= Stated goal =
Every line of the data that contains the string "styles" must be copied.

─── Information provided

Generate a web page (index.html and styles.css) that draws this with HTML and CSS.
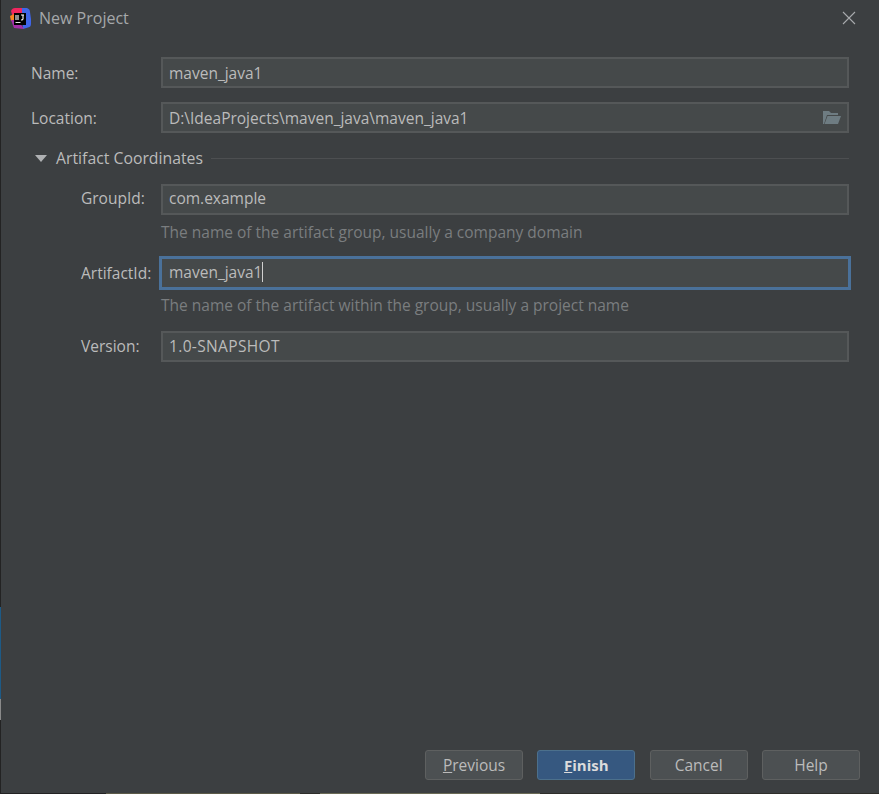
FILE: index.html
```html
<!DOCTYPE html>
<html lang="en">
<head>
<meta charset="utf-8">
<title>New Project</title>
<link rel="stylesheet" href="styles.css">
</head>
<body>
<div class="dialog">
  <header class="titlebar">
    <svg class="logo" width="21" height="21" viewBox="0 0 21 21">
      <path d="M1 3 Q2 0 5 0 L13 0 L14 5 L3 10 Z" fill="#f0265f"/>
      <path d="M12 0 L17 0 Q20 1 20 4 L21 11 L21 16 Q21 19 18 19.5 L13 21 L12 10 Z" fill="#3f66e8"/>
      <path d="M0 8 L4 6 L4 13 L1 13 Z" fill="#f7841f"/>
      <path d="M1 12 L4 20 L14 21 L8 12 Z" fill="#a32ea8"/>
      <rect x="4" y="5" width="12" height="12" fill="#000"/>
      <rect x="5.5" y="14" width="5" height="1" fill="#e8e8e8"/>
      <path d="M6 7 V12 M8 7 V12 M13 7 V11 Q13 12 11 12 M11 7 H14" stroke="#fff" stroke-width="1.1" fill="none"/>
    </svg>
    <span class="title">New Project</span>
    <svg class="close" width="14" height="14" viewBox="0 0 14 14"><path d="M1 1 L13 13 M13 1 L1 13" stroke="#a9abad" stroke-width="1.1" fill="none"/></svg>
  </header>

  <main class="form">
    <div class="row row-top">
      <label class="label">Name:</label>
      <div class="field">maven_java1</div>
    </div>
    <div class="row row-top">
      <label class="label">Location:</label>
      <div class="field field-browse">
        <span>D:\IdeaProjects\maven_java\maven_java1</span>
        <svg class="folder" width="19" height="15" viewBox="0 0 19 15">
          <path d="M1 14 V1 H7 L9 3 H16 V5 H5 L2 14 Z" fill="#6e7c82"/>
          <path d="M5.5 6 H19 L16 14 H2.5 Z" fill="#6e7c82"/>
        </svg>
      </div>
    </div>

    <div class="section">
      <svg class="caret" width="12" height="7" viewBox="0 0 12 7"><path d="M0 0 H12 L6 7 Z" fill="#afb1b3"/></svg>
      <span class="section-name">Artifact Coordinates</span>
      <span class="section-line"></span>
    </div>

    <div class="coords">
      <div class="row row-raised">
        <label class="label">GroupId:</label>
        <div class="field">com.example</div>
      </div>
      <p class="hint">The name of the artifact group, usually a company domain</p>
      <div class="row row-focus">
        <label class="label">ArtifactId:</label>
        <div class="field field-focus">maven_java1<span class="cursor"></span></div>
      </div>
      <p class="hint">The name of the artifact within the group, usually a project name</p>
      <div class="row">
        <label class="label">Version:</label>
        <div class="field field-caps">1.0-SNAPSHOT</div>
      </div>
    </div>
  </main>

  <footer class="buttons">
    <button class="btn"><u>P</u>revious</button>
    <button class="btn btn-primary"><u>F</u>inish</button>
    <button class="btn">Cancel</button>
    <button class="btn">Help</button>
  </footer>
</div>
</body>
</html>
```
FILE: styles.css
```css
* { box-sizing: border-box; }
html, body { margin: 0; height: 100%; background: #232323; }
body {
  width: 879px;
  height: 794px;
  overflow: hidden;
  font-family: "Open Sans", "Noto Sans", sans-serif;
  font-size: 15.5px;
  color: #bbbbbb;
  background:
    linear-gradient(#232323 0 607px, #1d5a86 607px 699px, #8a8a8a 699px 720px, #232323 720px) left top / 1px 100% no-repeat,
    linear-gradient(90deg, #232323 0 106px, #5c5a48 106px 300px, #2e2e2a 300px 320px, #6a6a55 320px 540px, #2e2e2a 540px) left bottom / 100% 1px no-repeat,
    #232323;
}
.dialog {
  margin-left: 1px;
  width: 878px;
  height: 793px;
  background: #3c3f41;
  display: flex;
  flex-direction: column;
}
.titlebar {
  height: 36px;
  display: flex;
  align-items: center;
  padding: 0 23px 0 9px;
  flex: none;
}
.logo { flex: none; }
.title { margin-left: 8px; color: #a5a8aa; font-size: 16px; }
.close { margin-left: auto; }
.form {
  flex: 1;
  padding: 21px 30px 0 30px;
  display: flex;
  flex-direction: column;
}
.row { display: flex; align-items: center; margin-bottom: 14px; height: 31px; }
.label { width: 130px; flex: none; padding-bottom: 2px; }
.row-top .label { padding-bottom: 0; }
.field {
  flex: 1;
  height: 31px;
  background: #45494a;
  border: 2px solid #555859;
  padding: 0 6px 2px;
  display: flex;
  align-items: center;
  color: #bbbbbb;
  white-space: pre;
}
.row-top .field { padding-bottom: 0; }
.row-raised .field { padding-bottom: 3px; }
.row-raised .label { padding-bottom: 3px; }
.field-caps { letter-spacing: 0.35px; }
.field-browse { justify-content: space-between; padding-right: 6px; }
.folder { flex: none; }
.field-focus {
  height: 34px;
  margin: -2px -2px -1px;
  border: 3px solid #4a719a;
  padding: 0 7px 2px;
}
.cursor { width: 1px; height: 20px; background: #d0d0d0; }
.section { display: flex; align-items: center; height: 20px; margin: 2px 0 15px 4px; padding-bottom: 1px; }
.caret { flex: none; }
.section-name { margin-left: 9px; padding-bottom: 1px; font-size: 15.8px; }
.section-line { flex: 1; height: 1px; background: #4d4f51; margin-left: 8px; }
.coords { padding-left: 50px; display: flex; flex-direction: column; }
.coords .label { width: 80px; }
.coords .row { margin-bottom: 7px; }
.coords .row-focus { margin-bottom: 6px; }
.hint {
  margin: 0 0 16px 80px;
  line-height: 20px;
  color: #7a7d7f;
}
.buttons {
  flex: none;
  display: flex;
  justify-content: flex-end;
  gap: 14.33px;
  padding: 0 19px 13px 0;
}
.btn {
  width: 98px;
  height: 30px;
  background: #4c5052;
  border: 1px solid #5e6060;
  border-radius: 3px;
  font: inherit;
  color: #bbbbbb;
  padding: 0;
}
.btn-primary {
  background: #365880;
  border-color: #4c708c;
  color: #dcdcdc;
  font-weight: 700;
  font-size: 15px;
}
```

──────

= Output for this exercise =
Generate a web page (index.html and styles.css) that draws this with HTML and CSS.
<link rel="stylesheet" href="styles.css">
FILE: styles.css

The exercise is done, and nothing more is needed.